The Houston Firefighters’ Relief and Retirement Fund, which has around $5.5 billion of assets under management, has invested $25 million into both bitcoin (BTC) and Ethereum’s ether (ETH).
The investment was made through NYDIG, a cryptocurrency-focused subsidiary of asset manager Stone Ridge. According to Bloomberg Ajit Singh, chief investment officer for the fund sees the cryptocurrencies as “another tool to manage my risk,” while noting they have “positive expected return” and a “low correlation to every other asset class.”
Bloomberg’s report, citing the National Association of State Retirement Administrators, points out that state and local government pension funds are a powerful force in the investment world, as they now oversee over $5.5 trillion in assets.
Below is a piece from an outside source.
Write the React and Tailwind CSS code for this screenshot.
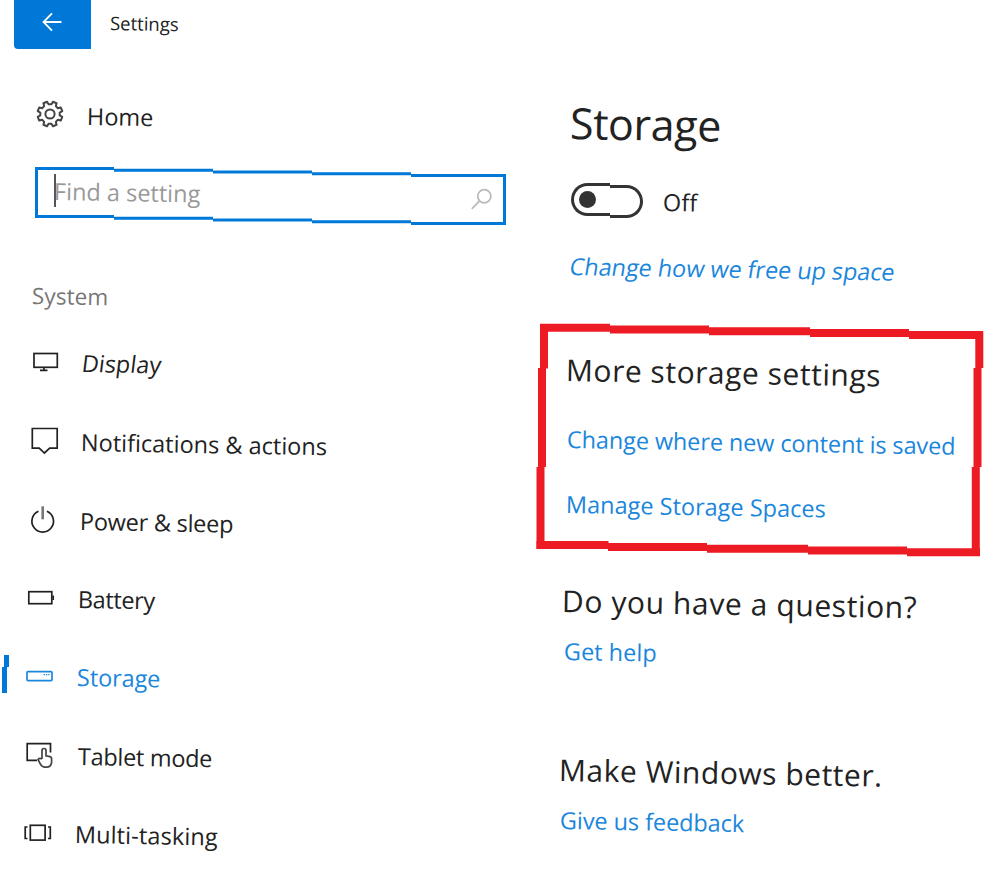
import clsx from 'clsx';

const navItems = [
  { label: 'Display', icon: 'display', row: 'mt-0', text: 'ml-[22px] -skew-x-6' },
  { label: 'Notifications & actions', icon: 'notifications', row: 'mt-[49px]', text: 'ml-[21px]' },
  { label: 'Power & sleep', icon: 'power', row: 'mt-[49px]', text: 'ml-[20px] tracking-[-0.25px]' },
  { label: 'Battery', icon: 'battery', row: 'mt-[48px]', text: 'ml-[18px] tracking-[-0.4px]' },
  { label: 'Storage', icon: 'storage', row: 'mt-[48px]', text: 'ml-[17px] tracking-[-0.1px]', active: true },
  { label: 'Tablet mode', icon: 'tablet', row: 'mt-[49px]', text: 'ml-[18px] tracking-[-0.3px]' },
  { label: 'Multi-tasking', icon: 'multi', row: 'mt-[48px]', text: 'ml-[15px] tracking-[0.1px]' },
];

const icons = {
  display: (
    <>
      <rect x="14" y="5.5" width="23.3" height="13.8" />
      <path d="M24 19.5v3M20 22.3h7.5" />
    </>
  ),
  notifications: <path d="M12.3 1.5h24.9v19.7h-7.5l-5.3 4.8-5.2-4.8h-6.9z" />,
  power: (
    <>
      <path d="M18.5 5.3a10.8 10.8 0 1 0 8.4 0" />
      <path d="M22.7.3v13" stroke="#777" strokeWidth="2.6" />
    </>
  ),
  battery: (
    <>
      <rect x="8.8" y="7.7" width="23" height="12" />
      <path d="M33.2 11.5v4.5" />
    </>
  ),
  storage: (
    <>
      <rect x="7" y="9.6" width="25" height="9" rx="1" />
      <path d="M23.5 12.6h6" strokeWidth="1.3" strokeDasharray="1.4 1" />
    </>
  ),
  tablet: (
    <>
      <path d="M17 19.4H7.2V2.6h23.3v9" />
      <path
        d="M22 18V9.5a2 2 0 0 1 4 0v5.3l4 .8q1.800.6 1.600 2.400v3.500q-.7 4.500-5.100 4.700h-1.500q-3 0-4.600-3L18 18.500q1.600-2 4-.5"
        stroke="#444"
      />
    </>
  ),
  multi: (
    <>
      <rect x="10.3" y="6.3" width="14.8" height="14.8" />
      <path d="M7.5 8H5.2v11.5h2.3M28 8h2.3v11.5H28" />
    </>
  ),
};

// The page leans about one degree, so every line of text does too
const Line = ({ className, children }) => (
  <span className={clsx('block w-max origin-left rotate-[1deg] whitespace-pre', className)}>{children}</span>
);

const GearIcon = () => {
  const points = [];
  for (let i = 0; i < 8; i++) {
    const mid = (i + 0.5) * 45;
    [[-14, 9.8], [-9, 12.6], [9, 12.6], [14, 9.8]].forEach(([offset, r]) => {
      const a = ((mid + offset) * Math.PI) / 180;
      points.push(`${(14 + r * Math.cos(a)).toFixed(2)},${(14 + r * Math.sin(a)).toFixed(2)}`);
    });
  }
  return (
    <svg viewBox="0 0 28 28" className="-mt-px h-7 w-7" fill="none" stroke="#444" strokeWidth="2" strokeLinejoin="round">
      <polygon points={points.join(' ')} />
      <circle cx="14" cy="14" r="4.6" />
    </svg>
  );
};

const SearchBox = () => (
  <div className="relative mt-[36px] ml-[35px] flex h-[51px] w-[471px]">
    <div className="w-[79px] border-y-3 border-l-3 border-[#0078d7]" />
    <div className="w-[99px] translate-y-[1.75px] border-y-3 border-[#0078d7]" />
    <div className="w-[99px] translate-y-[3.5px] border-y-3 border-[#0078d7]" />
    <div className="w-[99px] translate-y-[5.25px] border-y-3 border-[#0078d7]" />
    <div className="w-[95px] translate-y-[7px] border-y-3 border-r-3 border-[#0078d7]" />
    <div className="absolute top-[7px] left-[19px] h-[33px] w-[2px] bg-[#555]" />
    <Line className="absolute top-[9px] left-[19px] text-[23.5px] leading-[30px] text-[#999]">Find a setting</Line>
    <svg viewBox="0 0 22 22" className="absolute top-[21px] left-[436px] h-[22px] w-[22px]" fill="none" stroke="#bbb" strokeWidth="1.8">
      <circle cx="13.3" cy="8.3" r="6.6" />
      <path d="M8.5 13L.8 20.8" />
    </svg>
  </div>
);

const Toggle = () => (
  <div className="relative ml-[31px] flex h-[33px]">
    <div className="w-[39px] rounded-l-full border-3 border-r-0 border-[#333]" />
    <div className="w-[33px] translate-y-[2px] rounded-r-full border-3 border-l-0 border-[#333]" />
    <div className="absolute top-[8px] left-[8px] h-[17px] w-[17px] rounded-full bg-[#333]" />
  </div>
);

// Hand-drawn red marker around the storage links
const Highlight = () => (
  <svg viewBox="536 323 448 234" className="absolute top-[323px] -left-[4px] h-[234px] w-[448px]" fill="none" stroke="#ed1c24" strokeWidth="8">
    <path d="M540 327.7h70M610 329.5h99M709 331.2h101M810 333h99M909 335h74" />
    <path d="M544 324v44.5M542 368v99M540.5 467v82" />
    <path d="M979.3 331.5v36.5M977.5 368v99M975.8 467v89" />
    <path d="M536.5 545h72M608 547h99M707 548.7h101M808 550.5h99M907 552.3h73" />
  </svg>
);

export default function App() {
  return (
    <div className="flex h-[886px] w-[1000px] overflow-hidden bg-white font-['Open_Sans',sans-serif] text-[#222]">
      {/* Navigation */}
      <div className="w-[540px] shrink-0">
        <div className="flex h-[49px]">
          <div className="ml-[14px] flex h-[48.5px] w-[76.5px] justify-center rounded-bl-sm bg-[#0078d7]">
            <svg viewBox="0 0 20 20" className="mt-[12px] h-[20px] w-[20px]" fill="none" stroke="white" strokeWidth="1.8">
              <path d="M19.5 10H1.5M10 1.3L1.5 10l8.5 8.7" />
            </svg>
          </div>
          <Line className="mt-[8px] ml-[19.5px] text-[18.5px] leading-[30px]">Settings</Line>
        </div>

        <div className="mt-[52px] flex h-[30px] pl-[36px]">
          <GearIcon />
          <Line className="ml-[22.5px] text-[23.5px] leading-[30px]">Home</Line>
        </div>

        <SearchBox />

        <Line className="mt-[63px] ml-[32px] text-[22.5px] leading-[30px] tracking-[0.1px] text-[#777]">System</Line>

        <nav className="mt-[37px]">
          {navItems.map((item) => (
            <div key={item.label} className={clsx('relative flex h-[30px] pl-[20px]', item.row, item.active && 'text-[#1a86dc]')}>
              {item.active && (
                <div className="absolute -top-[7.5px] left-[2px]">
                  <div className="ml-[1.5px] h-[12.5px] w-[5px] bg-[#0078d7]" />
                  <div className="h-[26px] w-[5px] bg-[#0078d7]" />
                </div>
              )}
              <svg viewBox="0 0 40 32" className="h-8 w-10 shrink-0" fill="none" stroke="currentColor" strokeWidth="1.7">
                {icons[item.icon]}
              </svg>
              <Line className={clsx('text-[23.5px] leading-[30px]', item.text)}>{item.label}</Line>
            </div>
          ))}
        </nav>
      </div>

      {/* Storage settings */}
      <div className="relative w-[460px] pt-[92.5px]">
        <Highlight />
        <Line className="ml-[30px] text-[43px] leading-[60px] tracking-[-0.4px]">Storage</Line>
        <div className="mt-[30.5px] flex h-[35px]">
          <Toggle />
          <Line className="mt-[4px] ml-[20px] text-[23.5px] leading-[30px]">Off</Line>
        </div>
        <Line className="mt-[33px] ml-[30px] -skew-x-8 text-[23.5px] leading-[30px] tracking-[-0.08px] text-[#1a86dc]">Change how we free up space</Line>

        <Line className="mt-[68.5px] ml-[26px] text-[30px] leading-[40px] tracking-[0.53px]">More storage settings</Line>
        <Line className="mt-[34.5px] ml-[27px] text-[23.5px] leading-[30px] tracking-[-0.12px] text-[#1a86dc]">Change where new content is saved</Line>
        <Line className="mt-[35px] ml-[26px] text-[23.5px] leading-[30px] text-[#1a86dc]">Manage Storage Spaces</Line>

        <Line className="mt-[62px] ml-[22px] text-[30px] leading-[40px] tracking-[0.6px]">Do you have a question?</Line>
        <Line className="mt-[15px] ml-[24px] text-[23.5px] leading-[30px] text-[#1a86dc]">Get help</Line>

        <Line className="mt-[84px] ml-[19px] text-[30px] leading-[40px] tracking-[0.53px]">Make Windows better.</Line>
        <Line className="mt-[15px] ml-[20px] text-[23.5px] leading-[30px] tracking-[-0.08px] text-[#1a86dc]">Give us feedback</Line>
      </div>
    </div>
  );
}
The pension fund’s move comes after the price of bitcoin hit a new all-time high above the $67,000 mark, seemingly over the listing of the first bitcoin futures exchange-traded fund (ETF), which started trading on the New York Stock Exchange earlier this week.
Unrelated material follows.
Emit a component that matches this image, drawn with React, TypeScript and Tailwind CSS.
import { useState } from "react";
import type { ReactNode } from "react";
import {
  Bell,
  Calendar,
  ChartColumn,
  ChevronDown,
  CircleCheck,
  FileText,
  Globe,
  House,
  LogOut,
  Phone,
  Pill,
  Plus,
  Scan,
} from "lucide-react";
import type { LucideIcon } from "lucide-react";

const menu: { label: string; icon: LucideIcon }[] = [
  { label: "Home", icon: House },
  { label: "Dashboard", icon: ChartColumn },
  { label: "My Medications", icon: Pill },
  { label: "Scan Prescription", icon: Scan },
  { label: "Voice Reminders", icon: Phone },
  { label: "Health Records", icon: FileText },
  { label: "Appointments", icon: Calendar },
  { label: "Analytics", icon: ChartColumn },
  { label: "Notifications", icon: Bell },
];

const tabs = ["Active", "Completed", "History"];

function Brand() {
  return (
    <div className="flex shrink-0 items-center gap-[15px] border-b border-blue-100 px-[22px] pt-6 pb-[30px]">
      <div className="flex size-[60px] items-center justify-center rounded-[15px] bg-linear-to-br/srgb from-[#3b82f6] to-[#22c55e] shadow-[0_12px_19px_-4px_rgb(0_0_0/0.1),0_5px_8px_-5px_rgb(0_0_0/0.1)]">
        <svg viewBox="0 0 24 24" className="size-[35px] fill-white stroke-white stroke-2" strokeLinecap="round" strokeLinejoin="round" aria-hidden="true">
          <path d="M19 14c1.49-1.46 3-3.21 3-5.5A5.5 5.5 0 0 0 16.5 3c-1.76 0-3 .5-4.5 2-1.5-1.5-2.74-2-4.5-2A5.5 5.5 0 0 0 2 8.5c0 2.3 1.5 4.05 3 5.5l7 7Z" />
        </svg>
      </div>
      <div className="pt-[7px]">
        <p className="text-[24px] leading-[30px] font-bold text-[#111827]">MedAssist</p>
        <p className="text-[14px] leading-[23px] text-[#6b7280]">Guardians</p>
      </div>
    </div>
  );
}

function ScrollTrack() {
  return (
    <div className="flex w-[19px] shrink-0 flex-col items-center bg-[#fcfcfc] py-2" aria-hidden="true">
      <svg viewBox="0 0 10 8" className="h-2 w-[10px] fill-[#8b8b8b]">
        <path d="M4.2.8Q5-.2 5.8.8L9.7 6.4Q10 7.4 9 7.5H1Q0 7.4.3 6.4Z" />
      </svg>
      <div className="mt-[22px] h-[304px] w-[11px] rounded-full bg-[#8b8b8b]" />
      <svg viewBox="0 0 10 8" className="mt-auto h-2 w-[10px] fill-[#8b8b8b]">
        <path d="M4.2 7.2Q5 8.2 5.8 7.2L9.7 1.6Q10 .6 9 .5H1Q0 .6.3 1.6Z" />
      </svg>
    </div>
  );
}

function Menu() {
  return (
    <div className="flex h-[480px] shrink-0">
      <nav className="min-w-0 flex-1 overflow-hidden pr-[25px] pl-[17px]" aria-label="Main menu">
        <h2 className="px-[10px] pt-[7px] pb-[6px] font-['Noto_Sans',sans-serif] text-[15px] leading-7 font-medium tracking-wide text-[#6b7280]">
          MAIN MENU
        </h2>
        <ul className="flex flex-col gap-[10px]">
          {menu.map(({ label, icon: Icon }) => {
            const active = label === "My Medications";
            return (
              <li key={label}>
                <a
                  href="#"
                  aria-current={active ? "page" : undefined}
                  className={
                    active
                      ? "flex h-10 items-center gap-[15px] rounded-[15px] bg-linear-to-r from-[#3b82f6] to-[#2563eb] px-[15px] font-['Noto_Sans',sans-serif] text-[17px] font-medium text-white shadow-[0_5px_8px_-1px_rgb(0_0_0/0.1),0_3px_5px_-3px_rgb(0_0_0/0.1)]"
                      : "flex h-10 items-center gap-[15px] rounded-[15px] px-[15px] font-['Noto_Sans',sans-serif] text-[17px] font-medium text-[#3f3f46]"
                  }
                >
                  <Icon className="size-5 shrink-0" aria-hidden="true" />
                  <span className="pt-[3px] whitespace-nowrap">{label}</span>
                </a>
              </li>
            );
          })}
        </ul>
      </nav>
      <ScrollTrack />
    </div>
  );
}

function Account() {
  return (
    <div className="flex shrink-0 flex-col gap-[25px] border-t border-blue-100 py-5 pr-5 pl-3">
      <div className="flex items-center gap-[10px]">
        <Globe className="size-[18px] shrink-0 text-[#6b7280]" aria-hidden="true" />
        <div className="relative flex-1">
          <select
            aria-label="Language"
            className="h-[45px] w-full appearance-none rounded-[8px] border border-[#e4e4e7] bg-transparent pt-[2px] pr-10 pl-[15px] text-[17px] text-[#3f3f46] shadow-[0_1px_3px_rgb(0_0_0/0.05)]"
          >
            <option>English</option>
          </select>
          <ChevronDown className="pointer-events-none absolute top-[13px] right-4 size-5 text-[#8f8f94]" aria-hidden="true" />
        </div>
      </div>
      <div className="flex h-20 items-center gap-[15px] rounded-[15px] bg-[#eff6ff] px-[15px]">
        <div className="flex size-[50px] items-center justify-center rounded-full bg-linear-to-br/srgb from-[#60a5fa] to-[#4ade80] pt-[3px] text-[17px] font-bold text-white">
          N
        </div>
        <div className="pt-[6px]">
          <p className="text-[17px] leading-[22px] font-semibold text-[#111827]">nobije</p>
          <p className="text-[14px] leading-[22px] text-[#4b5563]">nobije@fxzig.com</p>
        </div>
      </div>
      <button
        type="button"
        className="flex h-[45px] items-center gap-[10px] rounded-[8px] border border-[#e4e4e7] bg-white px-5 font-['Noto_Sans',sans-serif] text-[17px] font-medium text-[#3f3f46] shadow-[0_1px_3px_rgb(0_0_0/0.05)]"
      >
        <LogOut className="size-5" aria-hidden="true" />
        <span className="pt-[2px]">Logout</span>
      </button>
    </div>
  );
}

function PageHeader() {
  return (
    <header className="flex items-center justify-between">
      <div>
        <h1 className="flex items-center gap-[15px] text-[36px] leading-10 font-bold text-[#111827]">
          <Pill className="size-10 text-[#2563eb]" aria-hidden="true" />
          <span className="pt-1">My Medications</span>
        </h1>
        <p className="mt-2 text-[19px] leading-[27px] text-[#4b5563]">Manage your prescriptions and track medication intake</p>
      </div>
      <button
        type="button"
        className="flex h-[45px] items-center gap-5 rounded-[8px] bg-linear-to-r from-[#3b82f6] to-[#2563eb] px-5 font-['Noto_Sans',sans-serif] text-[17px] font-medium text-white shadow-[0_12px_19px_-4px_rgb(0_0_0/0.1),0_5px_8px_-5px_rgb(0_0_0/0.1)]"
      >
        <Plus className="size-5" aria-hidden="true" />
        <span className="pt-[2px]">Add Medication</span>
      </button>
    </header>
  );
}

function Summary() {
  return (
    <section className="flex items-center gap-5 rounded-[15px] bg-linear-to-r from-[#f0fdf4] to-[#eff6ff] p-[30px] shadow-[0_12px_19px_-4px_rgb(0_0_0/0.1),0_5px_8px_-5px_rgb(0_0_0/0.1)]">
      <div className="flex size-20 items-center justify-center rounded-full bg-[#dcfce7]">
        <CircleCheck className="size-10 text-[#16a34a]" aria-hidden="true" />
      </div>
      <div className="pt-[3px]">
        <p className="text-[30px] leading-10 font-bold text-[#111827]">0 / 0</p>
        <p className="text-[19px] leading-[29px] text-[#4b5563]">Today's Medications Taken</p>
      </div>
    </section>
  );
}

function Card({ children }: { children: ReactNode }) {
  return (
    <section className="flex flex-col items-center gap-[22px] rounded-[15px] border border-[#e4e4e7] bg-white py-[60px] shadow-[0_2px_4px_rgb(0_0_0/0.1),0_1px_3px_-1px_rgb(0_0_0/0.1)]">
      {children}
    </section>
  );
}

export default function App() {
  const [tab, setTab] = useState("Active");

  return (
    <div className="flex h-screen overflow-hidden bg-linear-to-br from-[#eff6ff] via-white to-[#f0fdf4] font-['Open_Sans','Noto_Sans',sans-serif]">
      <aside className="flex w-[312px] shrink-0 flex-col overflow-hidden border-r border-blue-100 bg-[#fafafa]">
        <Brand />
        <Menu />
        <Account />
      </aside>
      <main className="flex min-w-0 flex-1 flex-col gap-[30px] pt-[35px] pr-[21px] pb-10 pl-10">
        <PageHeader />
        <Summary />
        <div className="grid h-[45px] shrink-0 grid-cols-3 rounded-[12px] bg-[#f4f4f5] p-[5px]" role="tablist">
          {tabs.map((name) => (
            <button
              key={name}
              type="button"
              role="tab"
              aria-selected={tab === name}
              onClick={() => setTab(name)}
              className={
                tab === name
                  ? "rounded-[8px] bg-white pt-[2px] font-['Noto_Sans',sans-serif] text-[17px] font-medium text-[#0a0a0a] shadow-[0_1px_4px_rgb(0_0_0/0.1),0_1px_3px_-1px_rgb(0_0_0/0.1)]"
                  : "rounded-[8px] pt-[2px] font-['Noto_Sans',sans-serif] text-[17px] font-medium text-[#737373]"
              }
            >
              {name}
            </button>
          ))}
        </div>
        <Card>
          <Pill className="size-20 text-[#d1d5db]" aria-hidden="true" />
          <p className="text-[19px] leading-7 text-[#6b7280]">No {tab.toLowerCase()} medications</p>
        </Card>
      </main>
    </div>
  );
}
In its debut, the fund, the ProShares Bitcoin Strategy ETF (BITO), became the second-most heavily traded fund on record, and on the second trading day it brought in a trading volume of $1.2 billion. The fund now has assets above $1.1 billion, making it the fastest ETF to hit $1 billion on record.
According to analysts at JPMorgan, however, the ETF wasn’t behind bitcoin’s price surge and instead, a flow of funds out of gold ETFs and into bitcoin-related products could explain the rise. Singh noted that he preferred investing directly in the cryptocurrencies and avoid getting “the synthetic exposure.”
The analyst added that as more institutional investors adopt cryptocurrencies, there will be more dynamics developing surrounding supply and demand. Moreover, he said, having physical assets will in the future give the fund the “possibility of income generation potential.” Singh added:
We have been studying this as an asset class to add to our investment portfolio for quite some time; we were watching it, we were analyzing it. It became an asset class we could not ignore anymore.
The Houston fund reportedly handles the retirement benefits for more than 6,600 active and retired firefighters and family beneficiaries. Active firefighters contribute 9% of their salary to the fund, and the city of Houston contributes at least twice that amount.